Oh, boy, an internet-enabled Barbie doll that uses speech recognition to talk to little kids!

Sounds interesting! What could possibly go wrong!?

The BBC reports that a prototype of this joke-telling, story-swapping, interactive game-playing toy was introduced at the New York Toy Fair on Saturday.

Valentine’s Day, of course!

I, like what Barbie maker Mattel says are “girls around the world”, desperately want to talk to a plastic doll, in a far more meaningful and bi-directional way than ever.

So I immediately hopped online to do a search for a video that would give me a preview.

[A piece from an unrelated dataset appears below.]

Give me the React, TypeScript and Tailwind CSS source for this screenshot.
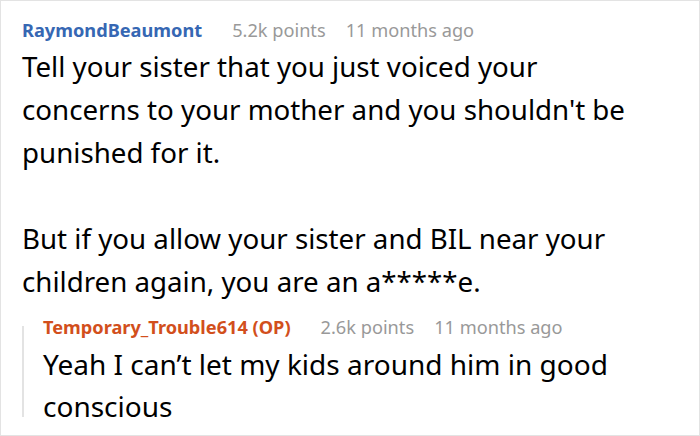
import React from 'react';

const font = { fontFamily: '"Noto Sans", "Open Sans", sans-serif' };

const Meta = ({ name, color, points, when, size }: { name: string; color: string; points: string; when: string; size: string }) => (
  <div className={`flex items-baseline leading-[18px] ${size}`}>
    <span className={`font-bold ${color}`}>{name}</span>
    <span className="ml-[30px] text-[#999999]">{points}</span>
    <span className="ml-[20px] text-[#999999]">{when}</span>
  </div>
);

const App = () => {
  return (
    <div style={font} className="w-[700px] h-[436px] bg-white border border-[#e3e3e3] overflow-hidden pl-[21px] pt-[20px]">
      <Meta name="RaymondBeaumont" color="text-[#3667b3]" points="5.2k points" when="11 months ago" size="text-[18.2px]" />
      <div className="text-[27.7px] leading-[43px] text-black mt-[6px] w-[625px]">
        <p>Tell your sister that you just voiced your concerns to your mother and you shouldn't be punished for it.</p>
        <p className="mt-[43px]">But if you allow your sister and BIL near your children again, you are an a*****e.</p>
      </div>
      <div className="mt-[15px] flex">
        <div className="w-[2px] bg-[#e3e3e3] mt-[8px] mb-[10px] shrink-0" />
        <div className="pl-[19px]">
          <Meta name="Temporary_Trouble614 (OP)" color="text-[#d24f1c]" points="2.6k points" when="11 months ago" size="text-[18.2px]" />
          <p className="mt-[7px] text-[28px] leading-[42px] text-black w-[620px]">
            Yeah I can’t let my kids around him in good conscious
          </p>
        </div>
      </div>
    </div>
  );
};

export default App;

What popped up first was, well, not the “Hello Barbie” doll herself, but the “Come On Barbie, Let’s Go Party” song. If you’ve never heard it, it features really nice lyrics about partying with Barbie, and touching her everywhere, and… hang on one minute…

Kiss me here, touch me there, hanky panky!

…wait just one minute…. hanky panky?! Touching? Touching WHERE!?

Oh dear no, we don’t want any talk of touching or hanky panky with a Wi-Fi-enabled toy, yikes!

That gives me flashbacks to the horrific stalker child predator lurking behind that demon feline Talking Angela, the smartphone app with the talking cat, behind whose eyes you could see a guy in a room! Snapping pictures of kids!!

The lurking paedophile who supposedly defied the laws of physics to show up in an animated cat’s eyeballs over the internet was, of course, just an extremely widespread, notably spittle-flecked hoax.

Will Hello Barbie likewise spark FULL CAP DIRE MISPELT WARNINGS TO STAY AWAY FROM CREEPS TALKING 2 YR KIDS THRU HIR DOLL?!

Could be. Wouldn’t be terribly surprising.

But beyond baseless hoax mongering that could scare people away from a perfectly innocent doll – one with software that’s upgraded over Wi-Fi and will at some point be giving your kids career advice, learning as it interacts, much like Apple’s digital helper Siri or Microsoft’s virtual assistant Cortana – there does, in fact, lie the potential for actual hacking.

The thing is, internet-enabled toys are just about as safe from hacking as internet anything.

We’ve already seen proof that such toys are vulnerable. As the BBC reports, the Vivid Toy group released Cayla, a doll that uses speech-recognition and Google’s translation tools, in November.

By January, security researcher Ken Munro had discovered a vulnerability in the doll’s software that allowed for it to be compromised and programmed to say anything, including things that you certainly wouldn’t want your children to hear.

In fact, The Mirror got Munro to make Cayla quote Hannibal Lecter and lines from “50 Shades Of Grey.”

Munro warned that if a Cayla owner’s phone is off or out of range, any device could effectively connect with the doll via Bluetooth and therefore communicate with your child.

We don’t want to hear Hello Barbie giggling about fava beans and a nice Chianti. Let’s hope Mattel locks her down with better security than Cayla got.